WORK TO COMPLETE: Drop every picture, then transcribe the remaining data exactly.

DATA:
----------------

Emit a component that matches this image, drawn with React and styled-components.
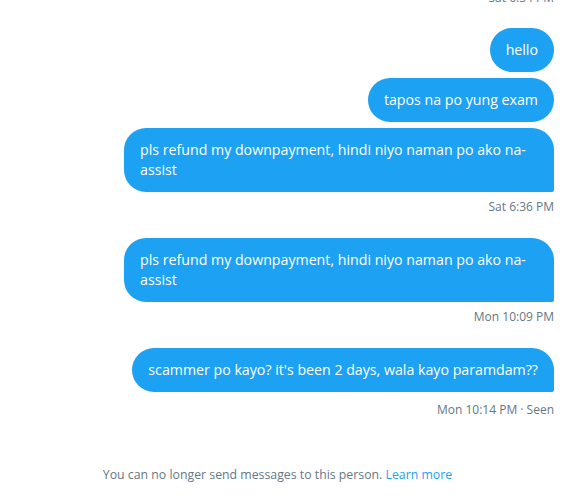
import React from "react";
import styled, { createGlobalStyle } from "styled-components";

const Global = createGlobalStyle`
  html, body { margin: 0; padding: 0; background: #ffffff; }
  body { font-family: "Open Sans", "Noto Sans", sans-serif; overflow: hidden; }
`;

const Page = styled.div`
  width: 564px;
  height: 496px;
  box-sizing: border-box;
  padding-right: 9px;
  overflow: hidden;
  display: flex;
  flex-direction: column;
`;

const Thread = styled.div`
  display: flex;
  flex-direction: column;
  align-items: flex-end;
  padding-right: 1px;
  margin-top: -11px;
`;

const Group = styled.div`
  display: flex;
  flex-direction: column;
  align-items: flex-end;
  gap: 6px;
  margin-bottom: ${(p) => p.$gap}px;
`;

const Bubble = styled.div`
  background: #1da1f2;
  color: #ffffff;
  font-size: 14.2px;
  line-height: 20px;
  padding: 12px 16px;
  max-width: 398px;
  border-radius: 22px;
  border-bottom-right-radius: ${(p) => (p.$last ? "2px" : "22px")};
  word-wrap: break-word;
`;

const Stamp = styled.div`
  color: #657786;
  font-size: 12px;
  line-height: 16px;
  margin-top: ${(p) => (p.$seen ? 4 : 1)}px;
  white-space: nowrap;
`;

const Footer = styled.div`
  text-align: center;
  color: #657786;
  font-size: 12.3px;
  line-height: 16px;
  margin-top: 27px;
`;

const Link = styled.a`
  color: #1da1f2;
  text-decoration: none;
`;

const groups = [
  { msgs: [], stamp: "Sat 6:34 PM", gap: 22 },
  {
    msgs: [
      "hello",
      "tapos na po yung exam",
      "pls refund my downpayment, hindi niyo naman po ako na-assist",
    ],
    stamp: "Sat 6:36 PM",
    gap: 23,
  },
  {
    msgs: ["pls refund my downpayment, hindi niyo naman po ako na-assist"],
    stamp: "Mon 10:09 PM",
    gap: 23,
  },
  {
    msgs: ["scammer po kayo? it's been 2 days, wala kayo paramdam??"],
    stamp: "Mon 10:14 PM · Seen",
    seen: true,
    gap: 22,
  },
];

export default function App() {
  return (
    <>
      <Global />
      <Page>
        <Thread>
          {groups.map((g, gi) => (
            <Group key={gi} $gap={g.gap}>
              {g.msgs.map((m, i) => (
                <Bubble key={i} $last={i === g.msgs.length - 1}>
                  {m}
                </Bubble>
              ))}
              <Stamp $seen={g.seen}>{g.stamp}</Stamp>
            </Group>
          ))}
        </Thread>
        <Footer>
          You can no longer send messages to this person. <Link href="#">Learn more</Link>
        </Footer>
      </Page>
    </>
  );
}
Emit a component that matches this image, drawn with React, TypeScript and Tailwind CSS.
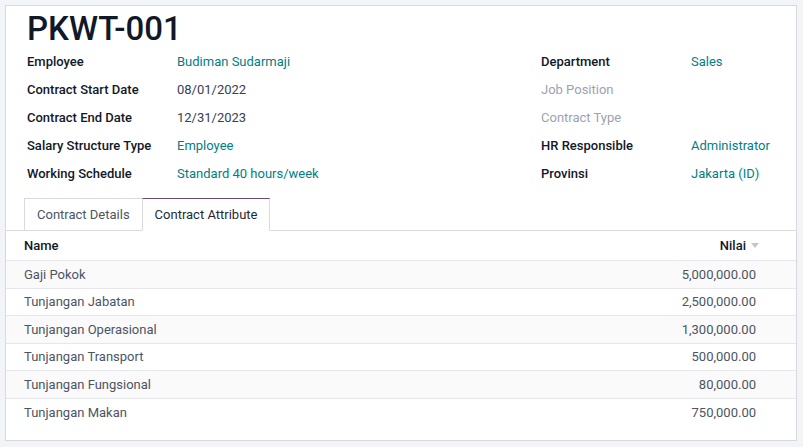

----------------

COMPLETED EXERCISE:
Emit a component that matches this image, drawn with React and styled-components.
import React from "react";
import styled, { createGlobalStyle } from "styled-components";

const Global = createGlobalStyle`
  html, body { margin: 0; padding: 0; background: #ffffff; }
  body { font-family: "Open Sans", "Noto Sans", sans-serif; overflow: hidden; }
`;

const Page = styled.div`
  width: 564px;
  height: 496px;
  box-sizing: border-box;
  padding-right: 9px;
  overflow: hidden;
  display: flex;
  flex-direction: column;
`;

const Thread = styled.div`
  display: flex;
  flex-direction: column;
  align-items: flex-end;
  padding-right: 1px;
  margin-top: -11px;
`;

const Group = styled.div`
  display: flex;
  flex-direction: column;
  align-items: flex-end;
  gap: 6px;
  margin-bottom: ${(p) => p.$gap}px;
`;

const Bubble = styled.div`
  background: #1da1f2;
  color: #ffffff;
  font-size: 14.2px;
  line-height: 20px;
  padding: 12px 16px;
  max-width: 398px;
  border-radius: 22px;
  border-bottom-right-radius: ${(p) => (p.$last ? "2px" : "22px")};
  word-wrap: break-word;
`;

const Stamp = styled.div`
  color: #657786;
  font-size: 12px;
  line-height: 16px;
  margin-top: ${(p) => (p.$seen ? 4 : 1)}px;
  white-space: nowrap;
`;

const Footer = styled.div`
  text-align: center;
  color: #657786;
  font-size: 12.3px;
  line-height: 16px;
  margin-top: 27px;
`;

const Link = styled.a`
  color: #1da1f2;
  text-decoration: none;
`;

const groups = [
  { msgs: [], stamp: "Sat 6:34 PM", gap: 22 },
  {
    msgs: [
      "hello",
      "tapos na po yung exam",
      "pls refund my downpayment, hindi niyo naman po ako na-assist",
    ],
    stamp: "Sat 6:36 PM",
    gap: 23,
  },
  {
    msgs: ["pls refund my downpayment, hindi niyo naman po ako na-assist"],
    stamp: "Mon 10:09 PM",
    gap: 23,
  },
  {
    msgs: ["scammer po kayo? it's been 2 days, wala kayo paramdam??"],
    stamp: "Mon 10:14 PM · Seen",
    seen: true,
    gap: 22,
  },
];

export default function App() {
  return (
    <>
      <Global />
      <Page>
        <Thread>
          {groups.map((g, gi) => (
            <Group key={gi} $gap={g.gap}>
              {g.msgs.map((m, i) => (
                <Bubble key={i} $last={i === g.msgs.length - 1}>
                  {m}
                </Bubble>
              ))}
              <Stamp $seen={g.seen}>{g.stamp}</Stamp>
            </Group>
          ))}
        </Thread>
        <Footer>
          You can no longer send messages to this person. <Link href="#">Learn more</Link>
        </Footer>
      </Page>
    </>
  );
}
Emit a component that matches this image, drawn with React, TypeScript and Tailwind CSS.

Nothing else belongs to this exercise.